At this point, the Context is fully initialized and ready for doing computation. Reference implementations of various KernelImpls have been created, but they are always referenced through abstract superclasses. Similarly, data structures specific to the reference Platform have been created and stored in the ContextImpl, but the format and content of these structures is opaque to the ContextImpl. Whenever it needs to access them (for example, to get or set particle positions), it does so through a kernel (UpdateStateDataKernel in this case).

Now suppose that you call step() on the VerletIntegrator. Here is what happens to execute each time step.

1. The VerletIntegrator calls updateContextState() on the ContextImpl. This gives each Force an opportunity to modify the state of the Context at the start of each time step.

   1. The ContextImpl loops over its ForceImpls and calls updateContextState() on each one. In this case, our only ForceImpl is a NonbondedForceImpl, which returns without doing anything. On the other hand, if we had an AndersenThermostat in our System, its ForceImpl would invoke a kernel to modify particle velocities.
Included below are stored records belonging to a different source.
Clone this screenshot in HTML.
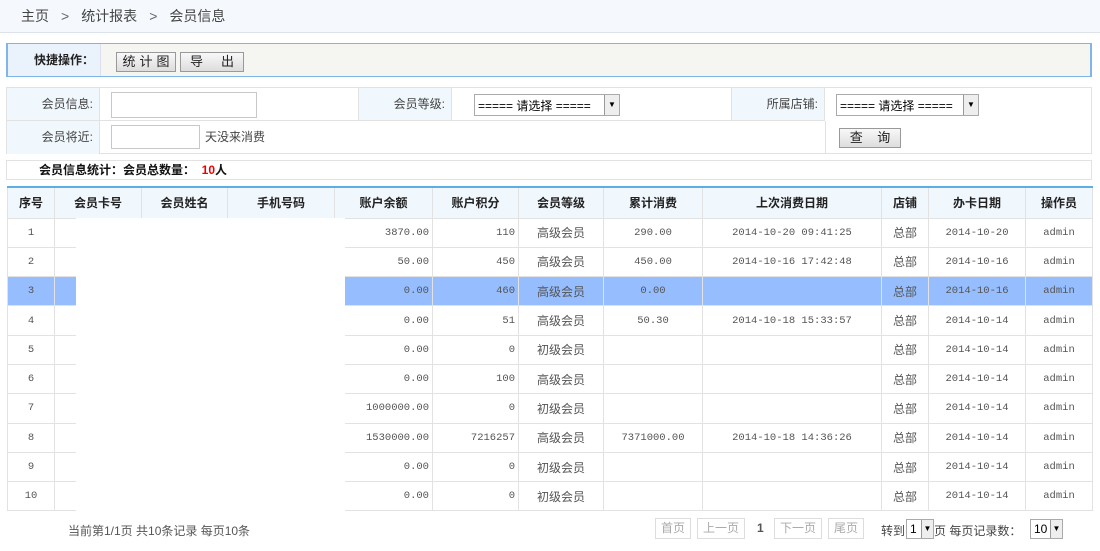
<!DOCTYPE html>
<html><head><meta charset="utf-8"><style>
*{margin:0;padding:0;box-sizing:border-box}
body{width:1100px;height:551px;background:#fff;font-family:"Liberation Sans","Noto Sans CJK SC",sans-serif;font-size:12px;color:#333;position:relative;overflow:hidden}
.crumb{position:absolute;left:0;top:0;width:1100px;height:33px;background:#f5f9fd;border-bottom:1px solid #dde3ea;font-size:14px;color:#444;line-height:32px;padding-left:21px}
.crumb span{margin:0 12px;color:#666}
.quick{position:absolute;left:6px;top:43px;width:1086px;height:34px;border:2px solid #7fb5e8;border-top-width:1px;border-bottom-width:1px;background:#f5f5f2}
.quick .lbl{position:absolute;left:0;top:0;width:93px;height:32px;background:#eaf3fc;border-right:1px solid #dde;font-weight:bold;text-align:right;padding-right:6px;line-height:32px;color:#222}
.btn{position:absolute;height:20px;border:1px solid #999;background:linear-gradient(#f8f8f8,#ddd);font-size:13px;line-height:18px;text-align:center;color:#222;white-space:nowrap;overflow:hidden}
.search{position:absolute;left:6px;top:87px;width:1086px;height:67px;border:1px solid #e2e2e2}
.c{position:absolute;border-right:1px solid #e2e2e2;border-bottom:1px solid #e2e2e2}
.lb{background:#f0f7fd;text-align:right;padding-right:6px;line-height:32px;color:#444}
.inp{position:absolute;border:1px solid #c8c8c8;background:#fff}
.sel{position:absolute;height:22px;border:1px solid #aaa;background:#fff;font-size:12px;line-height:22px;padding-left:3px;color:#000;white-space:nowrap}
.sel i{position:absolute;right:0;top:0;width:15px;height:20px;border-left:1px solid #999;background:#eee;font-style:normal;font-size:8px;text-align:center;line-height:20px}
.stat{position:absolute;left:6px;top:160px;width:1086px;height:20px;border:1px solid #e2e2e2;font-weight:bold;line-height:19px;padding-left:32px;color:#111}
table{position:absolute;left:7px;top:186px;border-collapse:collapse;table-layout:fixed;width:1085px;border-top:2px solid #5eaee6}
th{height:31px;background:#f0f7fd;border:1px solid #e2e2e2;font-weight:bold;color:#222;font-size:12px}
td{height:29.3px;border:1px solid #e2e2e2;text-align:center;font-family:"Liberation Mono","Noto Sans CJK SC",monospace;font-size:10.5px;color:#555}
td.r{text-align:right;padding-right:3px}
td.cn{font-family:"Liberation Sans","Noto Sans CJK SC",sans-serif;font-size:12px}
tr.hl td{background:#96bdfd}
.mask{position:absolute;left:76px;top:218px;width:269px;height:293px;background:#fff}
.pg{position:absolute;top:518px;height:21px;border:1px solid #ddd;color:#aaa;line-height:19px;padding:0 5px;font-size:12px}
</style></head><body>
<div class="crumb">主页<span>&gt;</span>统计报表<span>&gt;</span>会员信息</div>
<div class="quick"><div class="lbl">快捷操作：</div>
<div class="btn" style="left:108px;top:8px;width:60px;letter-spacing:4px;padding-left:4px">统计图</div>
<div class="btn" style="left:172px;top:8px;width:64px">导&nbsp;&nbsp;&nbsp;&nbsp;&nbsp;出</div></div>
<div class="search">
<div class="c lb" style="left:0;top:0;width:93px;height:33px">会员信息:</div>
<div class="inp" style="left:104px;top:4px;width:146px;height:26px"></div>
<div class="c" style="left:93px;top:0;width:259px;height:33px"></div>
<div class="c lb" style="left:352px;top:0;width:93px;height:33px">会员等级:</div>
<div class="sel" style="left:467px;top:6px;width:146px">===== 请选择 =====<i>▼</i></div>
<div class="c" style="left:445px;top:0;width:280px;height:33px"></div>
<div class="c lb" style="left:725px;top:0;width:93px;height:33px">所属店铺:</div>
<div class="sel" style="left:829px;top:6px;width:143px">===== 请选择 =====<i>▼</i></div>
<div class="c lb" style="left:0;top:33px;width:93px;height:33px;border-bottom:none">会员将近:</div>
<div class="inp" style="left:104px;top:37px;width:89px;height:24px"></div>
<div style="position:absolute;left:198px;top:33px;line-height:32px;color:#444">天没来消费</div>
<div style="position:absolute;left:818px;top:33px;width:1px;height:33px;background:#e2e2e2"></div>
<div class="btn" style="left:832px;top:40px;width:62px">查&nbsp;&nbsp;&nbsp;&nbsp;询</div>
</div>
<div class="stat">会员信息统计：会员总数量： <span style="color:#e00">&nbsp;10</span>人</div>
<table>
<colgroup><col style="width:47px"><col style="width:87px"><col style="width:86px"><col style="width:107px"><col style="width:98px"><col style="width:86px"><col style="width:85px"><col style="width:99px"><col style="width:179px"><col style="width:47px"><col style="width:97px"><col style="width:67px"></colgroup>
<tr><th>序号</th><th>会员卡号</th><th>会员姓名</th><th>手机号码</th><th>账户余额</th><th>账户积分</th><th>会员等级</th><th>累计消费</th><th>上次消费日期</th><th>店铺</th><th>办卡日期</th><th>操作员</th></tr>
<tr><td>1</td><td></td><td></td><td></td><td class="r">3870.00</td><td class="r">110</td><td class="cn">高级会员</td><td>290.00</td><td>2014-10-20 09:41:25</td><td class="cn">总部</td><td>2014-10-20</td><td>admin</td></tr>
<tr><td>2</td><td></td><td></td><td></td><td class="r">50.00</td><td class="r">450</td><td class="cn">高级会员</td><td>450.00</td><td>2014-10-16 17:42:48</td><td class="cn">总部</td><td>2014-10-16</td><td>admin</td></tr>
<tr class="hl"><td>3</td><td></td><td></td><td></td><td class="r">0.00</td><td class="r">460</td><td class="cn">高级会员</td><td>0.00</td><td></td><td class="cn">总部</td><td>2014-10-16</td><td>admin</td></tr>
<tr><td>4</td><td></td><td></td><td></td><td class="r">0.00</td><td class="r">51</td><td class="cn">高级会员</td><td>50.30</td><td>2014-10-18 15:33:57</td><td class="cn">总部</td><td>2014-10-14</td><td>admin</td></tr>
<tr><td>5</td><td></td><td></td><td></td><td class="r">0.00</td><td class="r">0</td><td class="cn">初级会员</td><td></td><td></td><td class="cn">总部</td><td>2014-10-14</td><td>admin</td></tr>
<tr><td>6</td><td></td><td></td><td></td><td class="r">0.00</td><td class="r">100</td><td class="cn">高级会员</td><td></td><td></td><td class="cn">总部</td><td>2014-10-14</td><td>admin</td></tr>
<tr><td>7</td><td></td><td></td><td></td><td class="r">1000000.00</td><td class="r">0</td><td class="cn">初级会员</td><td></td><td></td><td class="cn">总部</td><td>2014-10-14</td><td>admin</td></tr>
<tr><td>8</td><td></td><td></td><td></td><td class="r">1530000.00</td><td class="r">7216257</td><td class="cn">高级会员</td><td>7371000.00</td><td>2014-10-18 14:36:26</td><td class="cn">总部</td><td>2014-10-14</td><td>admin</td></tr>
<tr><td>9</td><td></td><td></td><td></td><td class="r">0.00</td><td class="r">0</td><td class="cn">初级会员</td><td></td><td></td><td class="cn">总部</td><td>2014-10-14</td><td>admin</td></tr>
<tr><td>10</td><td></td><td></td><td></td><td class="r">0.00</td><td class="r">0</td><td class="cn">初级会员</td><td></td><td></td><td class="cn">总部</td><td>2014-10-14</td><td>admin</td></tr>
</table>
<div class="mask"></div>
<div style="position:absolute;left:68px;top:522px;color:#555">当前第1/1页 共10条记录 每页10条</div>
<div class="pg" style="left:655px">首页</div>
<div class="pg" style="left:697px">上一页</div>
<div style="position:absolute;left:757px;top:521px;font-weight:bold;color:#555">1</div>
<div class="pg" style="left:774px">下一页</div>
<div class="pg" style="left:828px">尾页</div>
<div style="position:absolute;left:881px;top:522px;color:#444">转到</div>
<div class="sel" style="left:906px;top:519px;width:28px;height:20px;line-height:18px">1<i style="width:12px;height:18px;line-height:18px">▼</i></div>
<div style="position:absolute;left:934px;top:522px;color:#444">页 每页记录数：</div>
<div class="sel" style="left:1030px;top:519px;width:33px;height:20px;line-height:18px">10<i style="width:12px;height:18px;line-height:18px">▼</i></div>
</body></html>
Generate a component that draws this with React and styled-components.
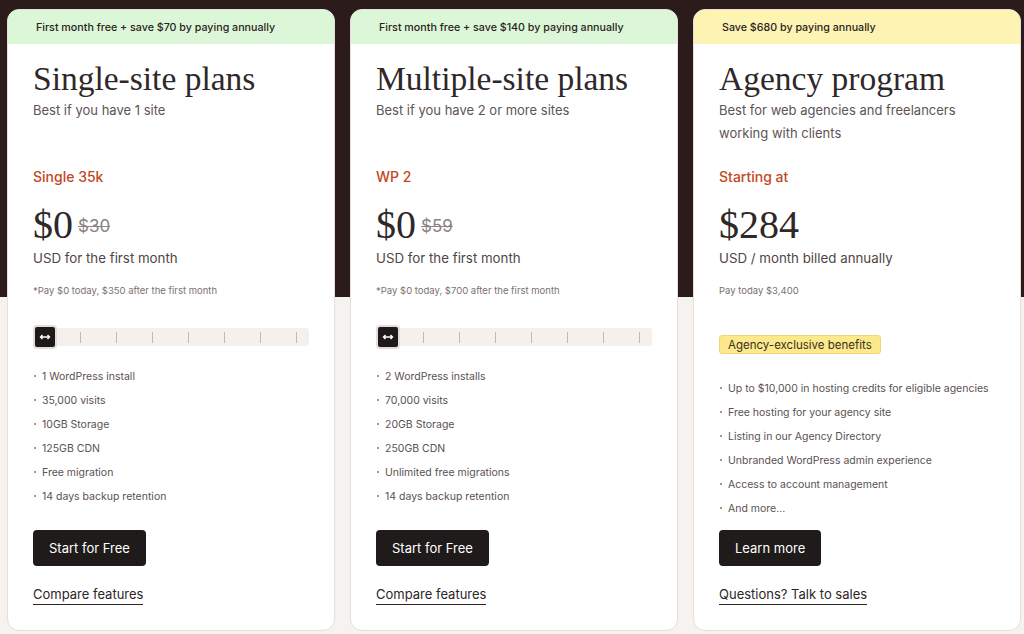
import styled, { createGlobalStyle } from 'styled-components';

const GlobalStyle = createGlobalStyle`
    body {
        margin: 0;
        background: #f6f2ef;
        font-family: 'Inter', 'Liberation Sans', sans-serif;
    }
`;

const Page = styled.main`
    width: 1024px;
    height: 634px;
    overflow: hidden;
    box-sizing: border-box;
    padding: 9px 0 0 7px;
    background: linear-gradient(#2c1b1b 0, #2c1b1b 297px, #f6f2ef 297px);
`;

const CardsRow = styled.div`
    display: flex;
    gap: 15px;
`;

const Card = styled.section`
    width: 328px;
    height: 622px;
    box-sizing: border-box;
    display: flex;
    flex-direction: column;
    background: #fff;
    border: 1px solid #e6dfdb;
    border-radius: 12px;
    overflow: hidden;
`;

const Banner = styled.div`
    height: 34px;
    flex-shrink: 0;
    display: flex;
    align-items: center;
    padding: 0 28px;
    background: ${p => (p.$tone === 'yellow' ? '#fdf4b3' : '#dcf7d7')};
    font-size: 10.7px;
    font-weight: 500;
    color: #2b2222;
`;

const Body = styled.div`
    flex: 1;
    display: flex;
    flex-direction: column;
    padding: 15px 25px 25px;
`;

const Title = styled.h2`
    margin: 0;
    font-family: 'Liberation Serif', serif;
    font-weight: 400;
    font-size: 33.5px;
    line-height: 40px;
    color: #2f2828;
`;

const Subtitle = styled.p`
    margin: 0 0 22px;
    min-height: 46px;
    font-size: 13px;
    line-height: 23px;
    color: #5d5454;
`;

const PlanLabel = styled.div`
    font-size: 14px;
    font-weight: 500;
    line-height: 20px;
    color: #c2481c;
`;

const PriceRow = styled.div`
    display: flex;
    align-items: center;
    gap: 5px;
    margin-top: 16px;
    height: 44px;
`;

const Price = styled.span`
    font-family: 'Liberation Serif', serif;
    font-size: 40px;
    line-height: 44px;
    color: #2f2828;
`;

const OldPrice = styled.s`
    margin-top: 2px;
    font-size: 17px;
    color: #8b8282;
`;

const PriceNote = styled.div`
    margin-top: 1px;
    font-size: 13.3px;
    line-height: 20px;
    color: #4f4646;
`;

const PayNote = styled.div`
    margin-top: 15px;
    font-size: 9.5px;
    line-height: 16px;
    color: #7a7171;
`;

const Track = styled.div`
    margin-top: 29px;
    height: 18px;
    display: flex;
    align-items: center;
    background: #f6f0ed;
    border-radius: 3px;
`;

const Thumb = styled.div`
    width: 24px;
    height: 24px;
    flex-shrink: 0;
    box-sizing: border-box;
    border: 2px solid #e6ddd8;
    border-radius: 4px;
    background: #1f1a1a;
    display: flex;
    align-items: center;
    justify-content: center;
`;

const Ticks = styled.div`
    margin-left: 23px;
    width: 217px;
    display: flex;
    justify-content: space-between;
`;

const Tick = styled.span`
    width: 1px;
    height: 11px;
    background: #c4b7b2;
`;

const Badge = styled.div`
    align-self: flex-start;
    margin-top: 36px;
    height: 19px;
    padding: 0 8px;
    display: flex;
    align-items: center;
    box-sizing: border-box;
    background: #fbe98c;
    border: 1px solid #f0d66c;
    border-radius: 3px;
    font-size: 11.5px;
    color: #3a2f22;
`;

const Features = styled.ul`
    list-style: none;
    margin: ${p => p.$gap}px 0 0;
    padding: 0;
`;

const Feature = styled.li`
    display: flex;
    align-items: center;
    gap: 6px;
    height: 24px;
    font-size: 10.5px;
    color: #5a5151;

    &::before {
        content: '';
        width: 2px;
        height: 2px;
        margin-left: 1px;
        background: #a8948a;
    }
`;

const Actions = styled.div`
    margin-top: auto;
    display: flex;
    flex-direction: column;
    align-items: flex-start;
    gap: 18px;
`;

const Button = styled.button`
    height: 36px;
    padding: 0 16px;
    border: none;
    border-radius: 4px;
    background: #1f1b1b;
    color: #fff;
    font-family: inherit;
    font-size: 13px;
    cursor: pointer;
`;

const TextLink = styled.a`
    font-size: 13px;
    line-height: 20px;
    color: #2d2626;
    text-decoration: none;
    border-bottom: 1.5px solid #2d2626;
`;

function Slider() {
    return (
        <Track>
            <Thumb>
                <svg width="12" height="8" viewBox="0 0 12 8" fill="none" stroke="#fff" strokeWidth="1.4">
                    <path d="M1.5 4h9M3.5 2L1.5 4l2 2M8.5 2l2 2-2 2" />
                </svg>
            </Thumb>
            <Ticks>
                {Array.from({ length: 7 }).map((_, i) => <Tick key={i} />)}
            </Ticks>
        </Track>
    );
}

const plans = [
    {
        banner: 'First month free + save $70 by paying annually',
        title: 'Single-site plans',
        subtitle: 'Best if you have 1 site',
        label: 'Single 35k',
        price: '$0',
        old: '$30',
        note: 'USD for the first month',
        pay: '*Pay $0 today, $350 after the first month',
        features: ['1 WordPress install', '35,000 visits', '10GB Storage', '125GB CDN', 'Free migration', '14 days backup retention'],
        cta: 'Start for Free',
        link: 'Compare features',
    },
    {
        banner: 'First month free + save $140 by paying annually',
        title: 'Multiple-site plans',
        subtitle: 'Best if you have 2 or more sites',
        label: 'WP 2',
        price: '$0',
        old: '$59',
        note: 'USD for the first month',
        pay: '*Pay $0 today, $700 after the first month',
        features: ['2 WordPress installs', '70,000 visits', '20GB Storage', '250GB CDN', 'Unlimited free migrations', '14 days backup retention'],
        cta: 'Start for Free',
        link: 'Compare features',
    },
    {
        tone: 'yellow',
        banner: 'Save $680 by paying annually',
        title: 'Agency program',
        subtitle: 'Best for web agencies and freelancers working with clients',
        label: 'Starting at',
        price: '$284',
        note: 'USD / month billed annually',
        pay: 'Pay today $3,400',
        badge: 'Agency-exclusive benefits',
        features: [
            'Up to $10,000 in hosting credits for eligible agencies',
            'Free hosting for your agency site',
            'Listing in our Agency Directory',
            'Unbranded WordPress admin experience',
            'Access to account management',
            'And more...',
        ],
        cta: 'Learn more',
        link: 'Questions? Talk to sales',
    },
];

export default function App() {
    return (
        <Page>
            <GlobalStyle />
            <CardsRow>
                {plans.map(plan => (
                    <Card key={plan.title}>
                        <Banner $tone={plan.tone}>{plan.banner}</Banner>
                        <Body>
                            <Title>{plan.title}</Title>
                            <Subtitle>{plan.subtitle}</Subtitle>
                            <PlanLabel>{plan.label}</PlanLabel>
                            <PriceRow>
                                <Price>{plan.price}</Price>
                                {plan.old && <OldPrice>{plan.old}</OldPrice>}
                            </PriceRow>
                            <PriceNote>{plan.note}</PriceNote>
                            <PayNote>{plan.pay}</PayNote>
                            {plan.badge ? <Badge>{plan.badge}</Badge> : <Slider />}
                            <Features $gap={plan.badge ? 22 : 18}>
                                {plan.features.map(f => <Feature key={f}>{f}</Feature>)}
                            </Features>
                            <Actions>
                                <Button>{plan.cta}</Button>
                                <TextLink href="#">{plan.link}</TextLink>
                            </Actions>
                        </Body>
                    </Card>
                ))}
            </CardsRow>
        </Page>
    );
}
2. The VerletIntegrator calls calcForcesAndEnergy() on the ContextImpl to request that the forces be computed.

   1. The ContextImpl calls beginComputation() on its CalcForcesAndEnergyKernel. This initializes all the forces to zero and does any other initialization the Platform requires before forces can be computed. For example, some Platforms construct their nonbonded neighbor lists at this point.

   2. The ContextImpl loops over its ForceImpls and calls calcForcesAndEnergy() on each one. In this case, we have a NonbondedForceImpl which invokes its CalcNonbondedForceKernel to compute forces.

   3. Finally, the ContextImpl calls finishComputation() on its CalcForcesAndEnergyKernel. This does any additional work needed to determine the final forces, such as summing the values from intermediate buffers.

3. Finally, the VerletIntegrator invokes its IntegrateVerletStepKernel. This takes the forces, positions, and velocities that are stored in a Platform- specific format in the ContextImpl, uses them to compute new positions and velocities, and stores them in the ContextImpl.